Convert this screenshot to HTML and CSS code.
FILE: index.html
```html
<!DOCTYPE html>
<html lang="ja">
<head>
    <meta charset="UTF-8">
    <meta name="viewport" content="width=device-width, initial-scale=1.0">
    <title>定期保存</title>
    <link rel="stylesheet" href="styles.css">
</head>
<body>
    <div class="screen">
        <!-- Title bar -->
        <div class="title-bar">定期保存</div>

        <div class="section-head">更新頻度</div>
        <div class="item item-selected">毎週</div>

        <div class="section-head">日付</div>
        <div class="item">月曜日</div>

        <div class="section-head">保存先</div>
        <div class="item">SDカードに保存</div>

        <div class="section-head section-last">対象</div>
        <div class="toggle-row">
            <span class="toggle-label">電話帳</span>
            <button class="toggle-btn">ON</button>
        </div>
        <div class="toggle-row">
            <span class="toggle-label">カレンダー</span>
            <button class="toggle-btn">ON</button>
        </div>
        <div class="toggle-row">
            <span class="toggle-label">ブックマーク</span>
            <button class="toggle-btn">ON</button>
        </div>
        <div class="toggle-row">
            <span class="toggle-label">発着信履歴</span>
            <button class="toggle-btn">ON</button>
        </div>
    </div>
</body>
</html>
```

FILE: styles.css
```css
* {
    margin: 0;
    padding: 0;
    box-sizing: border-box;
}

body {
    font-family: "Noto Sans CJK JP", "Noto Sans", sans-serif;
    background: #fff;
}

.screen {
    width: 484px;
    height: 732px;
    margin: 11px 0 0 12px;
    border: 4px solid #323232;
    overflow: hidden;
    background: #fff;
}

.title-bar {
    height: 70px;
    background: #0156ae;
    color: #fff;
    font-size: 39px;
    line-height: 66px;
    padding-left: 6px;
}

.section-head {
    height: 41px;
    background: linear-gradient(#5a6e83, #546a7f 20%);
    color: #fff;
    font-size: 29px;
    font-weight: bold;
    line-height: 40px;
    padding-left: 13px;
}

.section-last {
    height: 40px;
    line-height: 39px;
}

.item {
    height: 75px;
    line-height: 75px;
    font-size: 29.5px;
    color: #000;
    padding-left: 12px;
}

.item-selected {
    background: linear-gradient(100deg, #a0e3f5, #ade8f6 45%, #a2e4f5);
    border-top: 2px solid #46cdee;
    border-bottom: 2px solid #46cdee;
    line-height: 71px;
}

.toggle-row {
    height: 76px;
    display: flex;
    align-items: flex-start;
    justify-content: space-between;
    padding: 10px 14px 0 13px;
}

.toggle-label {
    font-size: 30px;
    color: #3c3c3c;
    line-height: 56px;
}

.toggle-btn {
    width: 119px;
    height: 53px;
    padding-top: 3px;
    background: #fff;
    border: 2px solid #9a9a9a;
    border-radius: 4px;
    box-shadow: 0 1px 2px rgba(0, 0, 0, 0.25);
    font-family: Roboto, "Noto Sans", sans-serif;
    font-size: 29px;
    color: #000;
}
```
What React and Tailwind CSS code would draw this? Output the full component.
################
AIM OF THE TASK: Copy out the whole listing exactly.

EXPECTED OUTPUT:
Convert this screenshot to HTML and CSS code.
FILE: index.html
```html
<!DOCTYPE html>
<html lang="ja">
<head>
    <meta charset="UTF-8">
    <meta name="viewport" content="width=device-width, initial-scale=1.0">
    <title>定期保存</title>
    <link rel="stylesheet" href="styles.css">
</head>
<body>
    <div class="screen">
        <!-- Title bar -->
        <div class="title-bar">定期保存</div>

        <div class="section-head">更新頻度</div>
        <div class="item item-selected">毎週</div>

        <div class="section-head">日付</div>
        <div class="item">月曜日</div>

        <div class="section-head">保存先</div>
        <div class="item">SDカードに保存</div>

        <div class="section-head section-last">対象</div>
        <div class="toggle-row">
            <span class="toggle-label">電話帳</span>
            <button class="toggle-btn">ON</button>
        </div>
        <div class="toggle-row">
            <span class="toggle-label">カレンダー</span>
            <button class="toggle-btn">ON</button>
        </div>
        <div class="toggle-row">
            <span class="toggle-label">ブックマーク</span>
            <button class="toggle-btn">ON</button>
        </div>
        <div class="toggle-row">
            <span class="toggle-label">発着信履歴</span>
            <button class="toggle-btn">ON</button>
        </div>
    </div>
</body>
</html>
```

FILE: styles.css
```css
* {
    margin: 0;
    padding: 0;
    box-sizing: border-box;
}

body {
    font-family: "Noto Sans CJK JP", "Noto Sans", sans-serif;
    background: #fff;
}

.screen {
    width: 484px;
    height: 732px;
    margin: 11px 0 0 12px;
    border: 4px solid #323232;
    overflow: hidden;
    background: #fff;
}

.title-bar {
    height: 70px;
    background: #0156ae;
    color: #fff;
    font-size: 39px;
    line-height: 66px;
    padding-left: 6px;
}

.section-head {
    height: 41px;
    background: linear-gradient(#5a6e83, #546a7f 20%);
    color: #fff;
    font-size: 29px;
    font-weight: bold;
    line-height: 40px;
    padding-left: 13px;
}

.section-last {
    height: 40px;
    line-height: 39px;
}

.item {
    height: 75px;
    line-height: 75px;
    font-size: 29.5px;
    color: #000;
    padding-left: 12px;
}

.item-selected {
    background: linear-gradient(100deg, #a0e3f5, #ade8f6 45%, #a2e4f5);
    border-top: 2px solid #46cdee;
    border-bottom: 2px solid #46cdee;
    line-height: 71px;
}

.toggle-row {
    height: 76px;
    display: flex;
    align-items: flex-start;
    justify-content: space-between;
    padding: 10px 14px 0 13px;
}

.toggle-label {
    font-size: 30px;
    color: #3c3c3c;
    line-height: 56px;
}

.toggle-btn {
    width: 119px;
    height: 53px;
    padding-top: 3px;
    background: #fff;
    border: 2px solid #9a9a9a;
    border-radius: 4px;
    box-shadow: 0 1px 2px rgba(0, 0, 0, 0.25);
    font-family: Roboto, "Noto Sans", sans-serif;
    font-size: 29px;
    color: #000;
}
```
What React and Tailwind CSS code would draw this? Output the full component.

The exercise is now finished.